** BEGIN DATA LINES **

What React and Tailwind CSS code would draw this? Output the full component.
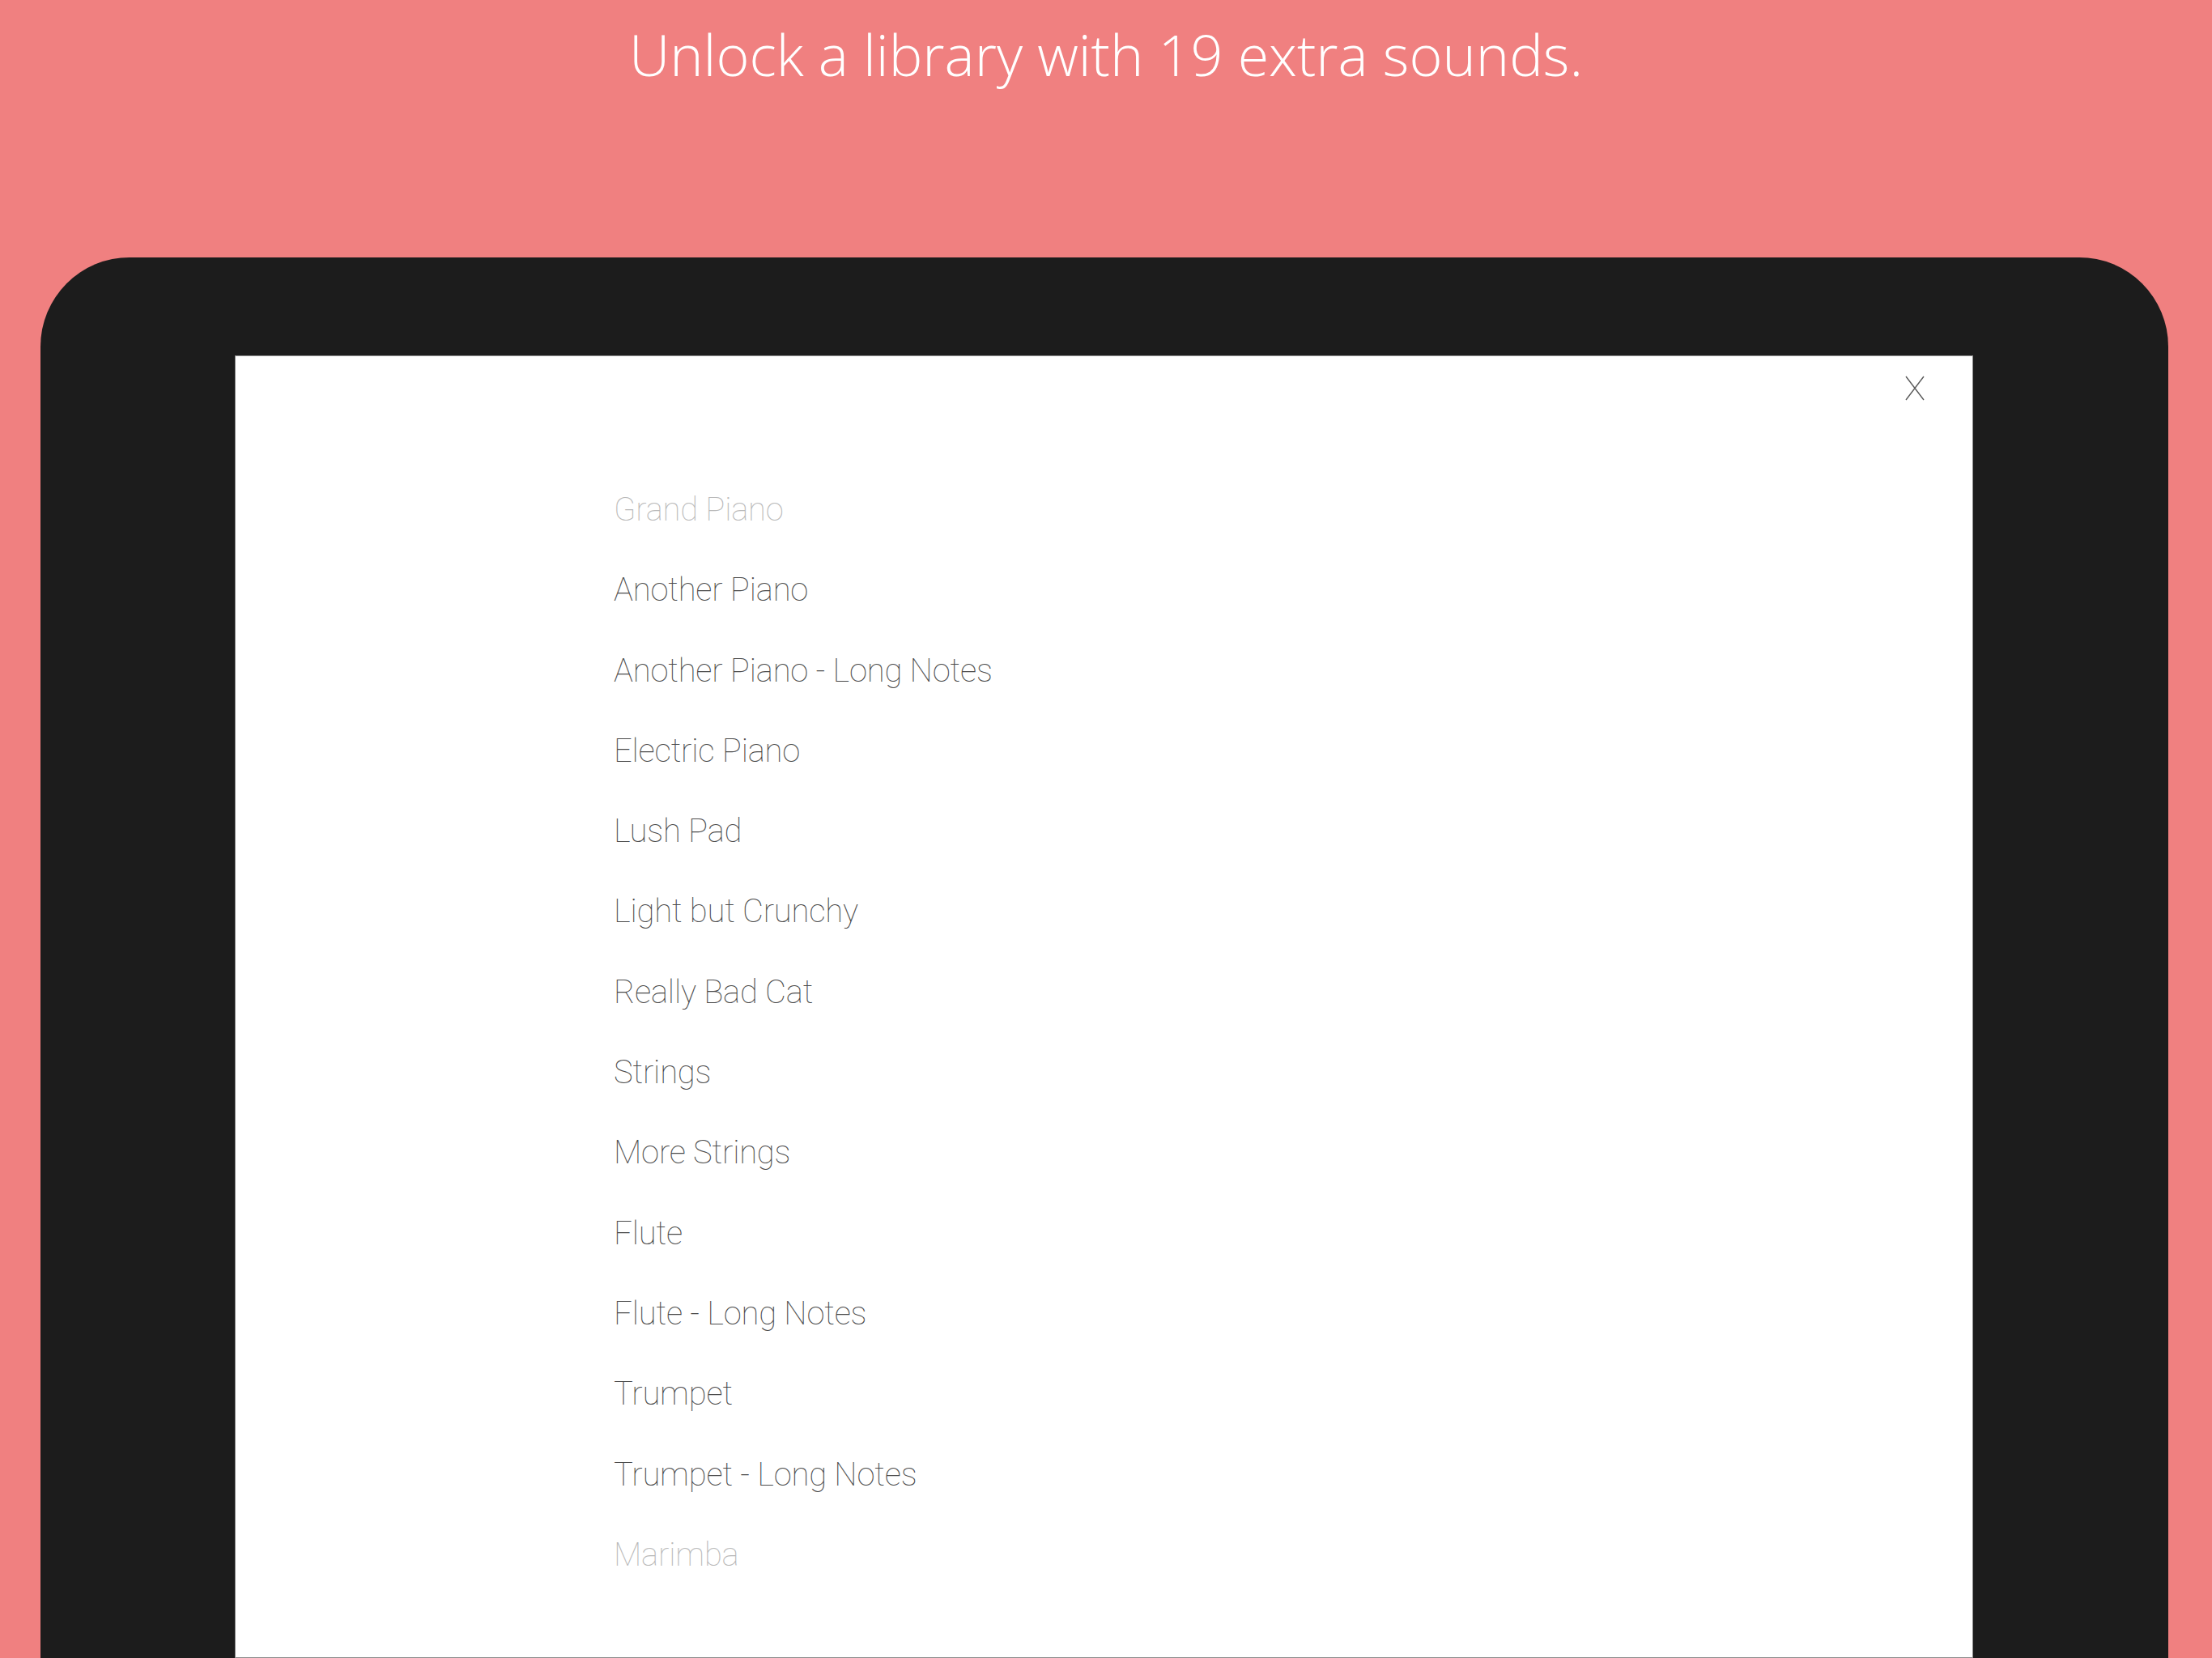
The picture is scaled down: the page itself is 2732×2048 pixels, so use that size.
const sounds = [
  { name: "Grand Piano", dim: true },
  { name: "Another Piano" },
  { name: "Another Piano - Long Notes" },
  { name: "Electric Piano" },
  { name: "Lush Pad" },
  { name: "Light but Crunchy" },
  { name: "Really Bad Cat" },
  { name: "Strings" },
  { name: "More Strings" },
  { name: "Flute" },
  { name: "Flute - Long Notes" },
  { name: "Trumpet" },
  { name: "Trumpet - Long Notes" },
  { name: "Marimba", dim: true }
]

function CloseIcon() {
  return (
    <svg width="24" height="31" viewBox="0 0 24 31" fill="none">
      <path d="M1 1 L23 30 M23 1 L1 30" stroke="#5a5a5a" strokeWidth="1.4" />
    </svg>
  )
}

export default function App() {
  return (
    <div className="w-[2732px] h-[2048px] bg-[#f08080] overflow-hidden flex flex-col">
      {/* headline */}
      <div className="h-[318px] shrink-0 flex justify-center pt-[32px]">
        <h1 className="font-['Open_Sans',sans-serif] font-light text-[70px] leading-[70px] text-white">
          Unlock a library with 19 extra sounds.
        </h1>
      </div>

      {/* tablet frame */}
      <div className="ml-[50px] w-[2628px] flex-1 bg-[#1c1c1c] rounded-t-[110px] pt-[121px] pl-[240px]">
        <div className="w-[2147px] h-[1609px] bg-white border border-[#8c8c8c] flex flex-col">
          <div className="flex justify-end pt-[24px] pr-[59px]">
            <CloseIcon />
          </div>

          <ul className="pl-[467px] pt-[85px] font-['Roboto',sans-serif] font-thin text-[40px] leading-[99.3px] tracking-[-0.2px]">
            {sounds.map((s) => (
              <li key={s.name} className={s.dim ? "text-[#b8b8b8]" : "text-[#4a4a4a]"}>
                {s.name}
              </li>
            ))}
          </ul>
        </div>
      </div>
    </div>
  )
}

** END DATA LINES **

▶ SET TASK:
Reproduce the material word for word. Any pictures should be left out of the copy.

▶ SOLUTION TO THIS PROBLEM:
What React and Tailwind CSS code would draw this? Output the full component.
The picture is scaled down: the page itself is 2732×2048 pixels, so use that size.
const sounds = [
  { name: "Grand Piano", dim: true },
  { name: "Another Piano" },
  { name: "Another Piano - Long Notes" },
  { name: "Electric Piano" },
  { name: "Lush Pad" },
  { name: "Light but Crunchy" },
  { name: "Really Bad Cat" },
  { name: "Strings" },
  { name: "More Strings" },
  { name: "Flute" },
  { name: "Flute - Long Notes" },
  { name: "Trumpet" },
  { name: "Trumpet - Long Notes" },
  { name: "Marimba", dim: true }
]

function CloseIcon() {
  return (
    <svg width="24" height="31" viewBox="0 0 24 31" fill="none">
      <path d="M1 1 L23 30 M23 1 L1 30" stroke="#5a5a5a" strokeWidth="1.4" />
    </svg>
  )
}

export default function App() {
  return (
    <div className="w-[2732px] h-[2048px] bg-[#f08080] overflow-hidden flex flex-col">
      {/* headline */}
      <div className="h-[318px] shrink-0 flex justify-center pt-[32px]">
        <h1 className="font-['Open_Sans',sans-serif] font-light text-[70px] leading-[70px] text-white">
          Unlock a library with 19 extra sounds.
        </h1>
      </div>

      {/* tablet frame */}
      <div className="ml-[50px] w-[2628px] flex-1 bg-[#1c1c1c] rounded-t-[110px] pt-[121px] pl-[240px]">
        <div className="w-[2147px] h-[1609px] bg-white border border-[#8c8c8c] flex flex-col">
          <div className="flex justify-end pt-[24px] pr-[59px]">
            <CloseIcon />
          </div>

          <ul className="pl-[467px] pt-[85px] font-['Roboto',sans-serif] font-thin text-[40px] leading-[99.3px] tracking-[-0.2px]">
            {sounds.map((s) => (
              <li key={s.name} className={s.dim ? "text-[#b8b8b8]" : "text-[#4a4a4a]"}>
                {s.name}
              </li>
            ))}
          </ul>
        </div>
      </div>
    </div>
  )
}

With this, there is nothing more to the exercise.